The plan is to eventually get rid of these Tidy hacks once T89331 gets deployed and we start making incremental changes to legacy Tidy behavior. So, why add this hack to Parsoid when a simple fix would be to edit the page?

Please reopen if there is a reason to consider this.

So, why add this hack to Parsoid when a simple fix would be to edit the page?

That's reasonable, except that it's not obvious to users. If this empty cell would show up on page views, it'd be removed pretty quickly. However as it is it looks like a bug in VisualEditor (or Parsoid). With that perspective, I'm not sure people would report it as often as you might think.

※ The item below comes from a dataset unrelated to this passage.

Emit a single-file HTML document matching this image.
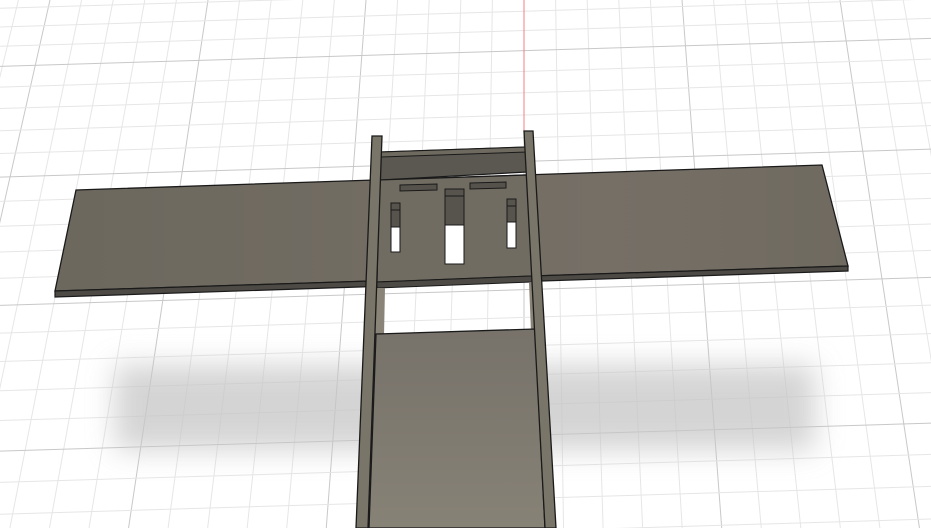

But it looks like a bug either way since it works "fine" normally. Up until today I was fairly sure MediaWiki considered them separators. I imagine there might even be wikis out there that edit war over the "coding style" of tables and whether or not a trailing |- is desirable or not.

I can imagine people have seen this in VE and just shrugged their shoulders assuming it's a minor Parsoid bug that will be fixed eventually.

While technically it is not a separator and MediaWiki does output it internally, it never makes it to the output, so de facto it is a separator. And Parsoid is making a breaking change to that behaviour.

I'm totally in favour of standardising this. And while it's pretty random that MediaWiki doesn't strip it without Tidy (it could've just as easily been implemented as a separator all those years ago, don't attribute too much value to that detail, if Tidy didn't strip it we would've stripped it in MediaWiki years ago). I'm fine with picking the non-stripping behaviour as the standard. However it seems worth investigating a revision dump to see how common it is in article.

And to announce in Tech News so that any wikis or users currently in the habit of using this pattern by default are aware of this "change".

Why was this issue declined? It may be technically incorrect but it has been documented for a long time that |- can be either included or omitted at the beginning and end of tables. It doesn't show up in the rendered output (it doesn't even generate an empty <tr>), but it's visible in VE, and in a not very intuitive way.

(Since I learned that it doesn't make sense to add a trailing |- [which was a long time ago], I just remove those whenever I see them, but still.)

Sorry, I lost track of @Krinkle's response above.

We are going to be replacing Tidy sometime this year (if everything goes to plan) and then start removing some of the Tidy weirdnesses (like empty elt stripping) which we are retaining as a compatibility pass temporarily. That will be hte time to start announcing breaking changes like these.

If this is really a big problem waiting till that time, we can consider instituting a temporary workaround in Parsoid, but only if it is shown to be a problem on a non-trivial number of pages.

@nyuszika7h hope that clarifies this for you as well.